2. Second, AMICA established the values.
3. Third, with regard to values (and the legal ruling talked about here) what do I know about the costs to replace, valuation, let alone about rebuilding a house, I'm not a contractor. Insurance companies have stats, data bases, and tables of risk to properly assess value, not to mention current and historical claims data? Is this not what and how they determine insurability and premium? Is this not their business?
4. Fourth, as I have learned, based upon the policy language, that the insurer purposefully reduces stated policy value to minimize the insurers’ risk. (They tell us it's to keep premiums low) and then they provide an extra percentage that is supposedly available if needed (You have to fight for it), and in the mean time, regardless of responsibility to “replace” as in my case, they defer to your "policy limit" which limits legal entitlement. In short, they are a business, and whatever they can do to minimize claims is in their best interest. Read the stories, “Insurance profits all time high, while payouts are all time low.”
5. Finally, as I have learned, the highest proportion of premium you pay for a policy is associated with the highest degree of risk, in other words, the “stated value” on your policy represents the bulk of your premium. If the insured proposed a higher stated value and if the insurer agreed, (usually they won’t) the difference in premium would be marginal, yet the insured would be properly covered, and yes, the risk would be greater to the insurer, but at less premium.

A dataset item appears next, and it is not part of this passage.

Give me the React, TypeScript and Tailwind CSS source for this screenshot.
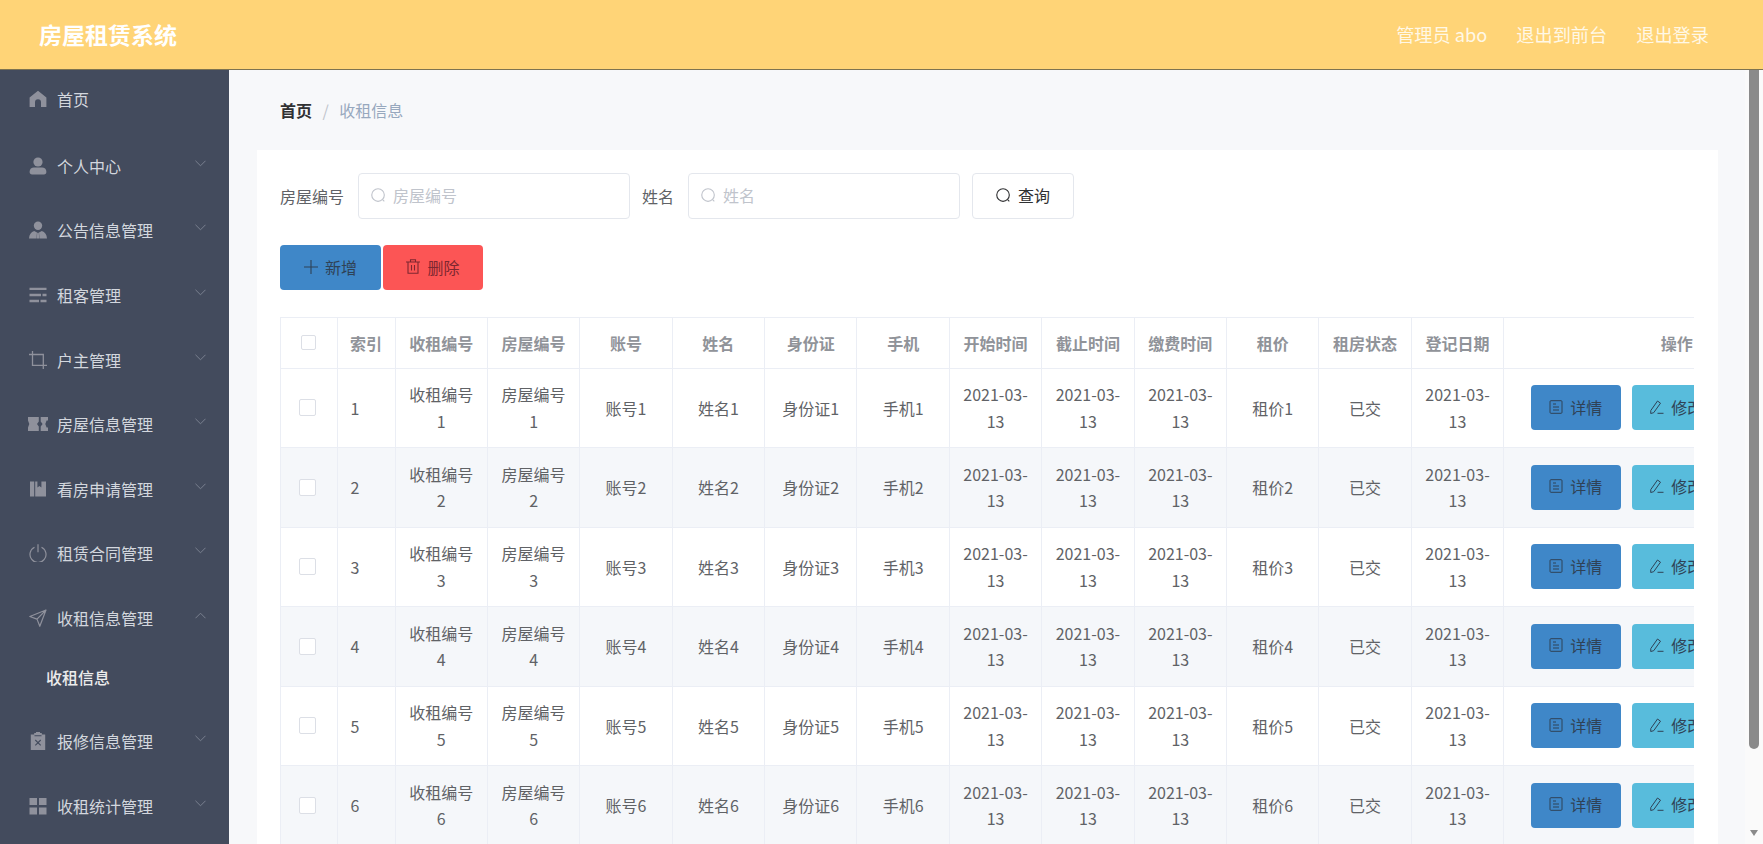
import React from "react";

const ic = "w-[18px] h-[18px] shrink-0 text-[#8f919c]";

const icons: Record<string, React.ReactNode> = {
  home: (
    <svg viewBox="0 0 18 18" className={ic} fill="currentColor">
      <path d="M9 .8 17.4 7.6V17H12v-4.700a3 3 0 0 0-6 0V17H.6V7.6z" />
    </svg>
  ),
  user: (
    <svg viewBox="0 0 18 18" className={ic} fill="currentColor">
      <circle cx="9" cy="5" r="4.6" />
      <path d="M.6 15c0-3 2-4.400 4.400-4.400h8c2.400 0 4.400 1.400 4.400 4.400 0 1.600-1 2.400-2.400 2.400H3C1.600 17.400.6 16.600.6 15z" />
    </svg>
  ),
  custom: (
    <svg viewBox="0 0 18 18" className={ic} fill="currentColor">
      <circle cx="9" cy="4.800" r="4.200" />
      <path d="M5.200 10 8 11.500 7.500 17.500H0C.2 13.500 2 11 5.200 10zM12.800 10 10 11.500 10.500 17.500H18C17.800 13.500 16 11 12.800 10zM8.200 11.800h1.600l.4 5.700H7.800z" />
    </svg>
  ),
  operation: (
    <svg viewBox="0 0 18 18" className={ic} fill="currentColor">
      <path d="M.5 1.800h17v2.300H.5zM.5 7.800h11.500v2.400H.5zM13.500 7.800h4v2.400h-4zM.5 13.800h9.500v2.400H.5zM11.500 13.800h6v2.400h-6z" />
    </svg>
  ),
  crop: (
    <svg viewBox="0 0 18 18" className={ic} fill="none" stroke="currentColor" strokeWidth="1.300">
      <path d="M3.500 0v14.300H18M0 3.500h14.300V18" />
    </svg>
  ),
  ticket: (
    <svg viewBox="0 0 20 18" className="w-[20px] h-[18px] shrink-0 text-[#8f919c] -ml-px -mr-px" fill="currentColor">
      <path d="M0 2h10.800v4.400L9 9l1.800 2.600V16H0v-3.500L1.300 9 0 5.500zM12.700 2H20v3.500h-1.400L17.300 9l1.300 3.500H20V16h-7.300v-4.400L14.600 9l-1.900-2.600z" />
    </svg>
  ),
  management: (
    <svg viewBox="0 0 18 18" className={ic} fill="currentColor">
      <path d="M1 1.500h4.200v15H1zM6.200 1.500h2.200v6l2-1.500 2 1.500v-6H17v15H6.200z" />
    </svg>
  ),
  power: (
    <svg viewBox="0 0 18 18" className={ic} fill="none" stroke="currentColor" strokeWidth="1.200">
      <path d="M5.500 3.300a8 8 0 1 0 7 0M9 .3v8" />
    </svg>
  ),
  position: (
    <svg viewBox="0 0 18 18" className={ic} fill="none" stroke="currentColor" strokeWidth="1.200" strokeLinejoin="round">
      <path d="M17 1 .8 7.500l7.200 2.600 2.800 7.200zM8 10.100 17 1" />
    </svg>
  ),
  release: (
    <svg viewBox="0 0 18 18" className={ic}>
      <path fill="currentColor" d="M1.800 2.600h3.400V1H7V0h4v1h1.800v1.600h3.400V18H1.800z" />
      <path fill="none" stroke="#434b5d" strokeWidth="1.100" d="m6.300 8 5.400 5.400M11.700 8l-5.400 5.400M5.500 3.800h7" />
    </svg>
  ),
  grid: (
    <svg viewBox="0 0 18 18" className={ic} fill="currentColor">
      <rect x="0.500" y="1" width="7.500" height="7" />
      <rect x="10" y="1" width="7.500" height="7" />
      <rect x="0.500" y="10.500" width="7.500" height="7" />
      <rect x="10" y="10.500" width="7.500" height="7" />
    </svg>
  ),
};

const Chevron = ({ up }: { up?: boolean }) => (
  <svg viewBox="0 0 12 7" className="w-[11px] h-[7px] mb-[5px] text-[#7f8594]" fill="none" stroke="currentColor" strokeWidth="1">
    <path d={up ? "M.5 6.500 6 1l5.500 5.500" : "M.5.500 6 6 11.500.500"} />
  </svg>
);

const SearchIcon = ({ className }: { className: string }) => (
  <svg viewBox="0 0 16 16" className={className} fill="none" stroke="currentColor" strokeWidth="1.200">
    <circle cx="7.500" cy="7.500" r="6.700" />
    <path d="m12.400 12.400 1.800 1.800" />
  </svg>
);

const DocIcon = () => (
  <svg viewBox="0 0 14 14" className="w-[14px] h-[14px]" fill="none" stroke="currentColor" strokeWidth="1">
    <rect x="1" y="0.700" width="12" height="12.600" rx="1" />
    <path d="M4 4h3M4 7h6M4 10h6" />
  </svg>
);

const EditIcon = () => (
  <svg viewBox="0 0 14 14" className="w-[14px] h-[14px]" fill="none" stroke="currentColor" strokeWidth="1">
    <path d="M.8 10.500 7.500 1l3 2.200-6.800 9.500-3 .8zM7.500 13.300h6" />
  </svg>
);

const TrashIcon = () => (
  <svg viewBox="0 0 14 15" className="w-[14px] h-[15px]" fill="none" stroke="currentColor" strokeWidth="1.100">
    <path d="M0 3h14M4.500 3V.7h5V3M2 3v11.300h10V3M5.500 6v5.500M8.500 6v5.500" />
  </svg>
);

const menu = [
  { t: "个人中心", i: "user" },
  { t: "公告信息管理", i: "custom" },
  { t: "租客管理", i: "operation" },
  { t: "户主管理", i: "crop" },
  { t: "房屋信息管理", i: "ticket" },
  { t: "看房申请管理", i: "management" },
  { t: "租赁合同管理", i: "power" },
];

const heads = ["收租编号", "房屋编号", "账号", "姓名", "身份证", "手机", "开始时间", "截止时间", "缴费时间", "租价", "租房状态", "登记日期"];
const rows = [1, 2, 3, 4, 5, 6, 7];

const th = "border-r border-b border-[#ebeef5] font-bold text-[#909399] text-center h-[50px] p-0";
const td = "border-r border-b border-[#ebeef5] text-center text-[#606266] px-[13px] py-0 h-[79.5px] leading-[26.4px]";

const ActionBtn = ({ bg, icon, label }: { bg: string; icon: React.ReactNode; label: string }) => (
  <button className={`${bg} w-[90px] h-[45px] shrink-0 rounded-[4px] flex items-center justify-center gap-[7px] pb-[2px] text-[#2f4256]`}>
    {icon}
    <span>{label}</span>
  </button>
);

const SearchBox = ({ placeholder }: { placeholder: string }) => (
  <div className="w-[272px] h-[46px] rounded-[4px] border border-[#e4e7ed] bg-white flex items-center pl-[12px] gap-[7px] pb-[2px]">
    <SearchIcon className="w-[15px] h-[15px] text-[#c0c4cc] shrink-0" />
    <input placeholder={placeholder} className="flex-1 min-w-0 outline-none text-[16px] placeholder:text-[#c0c4cc]" />
  </div>
);

function SideItem({ t, i, up, cls }: { t: string; i: string; up?: boolean; cls?: string }) {
  return (
    <div className={`flex items-center pl-[29px] pr-[23px] text-[#d3d7de] ${cls ?? "h-[64.6px]"}`}>
      {icons[i]}
      <span className="ml-[10px] flex-1">{t}</span>
      {t !== "首页" && <Chevron up={up} />}
    </div>
  );
}

export default function App() {
  return (
    <div className="relative h-screen overflow-hidden flex flex-col text-[16px] font-['Noto_Sans_CJK_SC','Noto_Sans',sans-serif]">
      <header className="h-[70px] shrink-0 bg-[#ffd477] border-b border-[#7d7350] flex items-center pl-[39px] pr-[54px]">
        <h1 className="text-[23px] font-bold text-white flex-1">房屋租赁系统</h1>
        <div className="flex gap-[29px] text-[18.2px] text-[#fff8e6]">
          <span>管理员 abo</span>
          <span>退出到前台</span>
          <span>退出登录</span>
        </div>
      </header>
      <div className="flex flex-1 min-h-0">
        <aside className="w-[229px] shrink-0 bg-[#434b5d] overflow-hidden">
          <SideItem t="首页" i="home" cls="h-[63.6px] pb-[5px]" />
          {menu.map((m) => (
            <SideItem key={m.t} t={m.t} i={m.i} />
          ))}
          <SideItem t="收租信息管理" i="position" up />
          <div className="h-[58.4px] pl-[46px] pb-[5px] flex items-center text-[#ececec] font-medium">收租信息</div>
          <SideItem t="报修信息管理" i="release" />
          <SideItem t="收租统计管理" i="grid" />
        </aside>
        <main className="flex-1 min-w-0 bg-[#f7f8fa] overflow-hidden pl-[28px] pr-[45px]">
          <div className="h-[80px] pl-[23px] flex items-center">
            <span className="font-bold text-[#303133]">首页</span>
            <span className="mx-[10.5px] text-[#c0c4cc]">/</span>
            <span className="text-[#97a8be]">收租信息</span>
          </div>
          <section className="bg-white pt-[23px] pl-[23px] pr-[24px] h-[800px]">
            <div className="flex items-center h-[46px]">
              <label className="text-[#606266] mr-[14px]">房屋编号</label>
              <SearchBox placeholder="房屋编号" />
              <label className="text-[#606266] ml-[12px] mr-[14px]">姓名</label>
              <SearchBox placeholder="姓名" />
              <button className="ml-[12px] w-[102px] h-[46px] rounded-[4px] border border-[#e4e7ed] flex items-center justify-center gap-[7px] pb-[2px] text-[#303133]">
                <SearchIcon className="w-[15px] h-[15px]" />
                <span>查询</span>
              </button>
            </div>
            <div className="flex gap-[2px] mt-[26px]">
              <button className="w-[101px] h-[45px] rounded-[4px] bg-[#3f87c8] flex items-center justify-center gap-[7px] pb-[2px] text-[#2f4256]">
                <svg viewBox="0 0 14 14" className="w-[14px] h-[14px]" fill="none" stroke="currentColor" strokeWidth="1.100">
                  <path d="M7 0v14M0 7h14" />
                </svg>
                <span>新增</span>
              </button>
              <button className="w-[100px] h-[45px] rounded-[4px] bg-[#fc5555] flex items-center justify-center gap-[7px] pb-[2px] text-[#7d2730]">
                <TrashIcon />
                <span>删除</span>
              </button>
            </div>
            <div className="mt-[27px] w-[1414px] overflow-hidden border-l border-t border-[#ebeef5]">
              <table className="table-fixed border-collapse w-[1569px]">
                <colgroup>
                  <col className="w-[56px]" />
                  <col className="w-[58px]" />
                  {heads.map((h) => (
                    <col key={h} className="w-[92.4px]" />
                  ))}
                  <col className="w-[346px]" />
                </colgroup>
                <thead>
                  <tr>
                    <th className={th}>
                      <span className="block w-[15px] h-[15px] mx-auto border border-[#dcdfe6] rounded-[2px] bg-white" />
                    </th>
                    <th className={th}>索引</th>
                    {heads.map((h) => (
                      <th key={h} className={th}>{h}</th>
                    ))}
                    <th className={th}>操作</th>
                  </tr>
                </thead>
                <tbody>
                  {rows.map((n) => (
                    <tr key={n} className={n % 2 === 0 ? "bg-[#f5f7fa]" : "bg-white"}>
                      <td className={td + " !px-[18px]"}>
                        <span className="block w-[17px] h-[17px] border border-[#dcdfe6] rounded-[2px] bg-white" />
                      </td>
                      <td className={td + " !text-left"}>{n}</td>
                      <td className={td}>收租编号{n}</td>
                      <td className={td}>房屋编号{n}</td>
                      <td className={td}>账号{n}</td>
                      <td className={td}>姓名{n}</td>
                      <td className={td}>身份证{n}</td>
                      <td className={td}>手机{n}</td>
                      <td className={td}>2021-03-13</td>
                      <td className={td}>2021-03-13</td>
                      <td className={td}>2021-03-13</td>
                      <td className={td}>租价{n}</td>
                      <td className={td}>已交</td>
                      <td className={td}>2021-03-13</td>
                      <td className={td + " !px-0"}>
                        <div className="flex gap-[11px] justify-center">
                          <ActionBtn bg="bg-[#3f87c8]" icon={<DocIcon />} label="详情" />
                          <ActionBtn bg="bg-[#58bcdc]" icon={<EditIcon />} label="修改" />
                          <ActionBtn bg="bg-[#fc5555]" icon={<TrashIcon />} label="删除" />
                        </div>
                      </td>
                    </tr>
                  ))}
                </tbody>
              </table>
            </div>
          </section>
        </main>
      </div>
      <div className="absolute right-0 top-[70px] bottom-0 w-[18px] bg-[#fafafa] pl-[4px] pr-[4px]">
        <div className="h-[679px] w-[10px] bg-[#8a8a8a] rounded-b-[5px]" />
        <div className="mt-[81px] mx-auto w-0 h-0 border-x-[4px] border-x-transparent border-t-[6px] border-t-[#8a8a8a]" />
      </div>
    </div>
  );
}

I dont' think this comment is accurate.... "But Poizner seems to be consumer oriented and not someone who will wait until an election year to do something." I heard Poizner speak a few weeks ago and it was clear that the reason he took the post as Insurance Commissioner was because it was the highest profile elected position in the state that he could obtain. He clearly intends to run for Governor and is already grandstanding as a consumer advocate and issuing press release after press release to let everyone know the "great" things he is doing.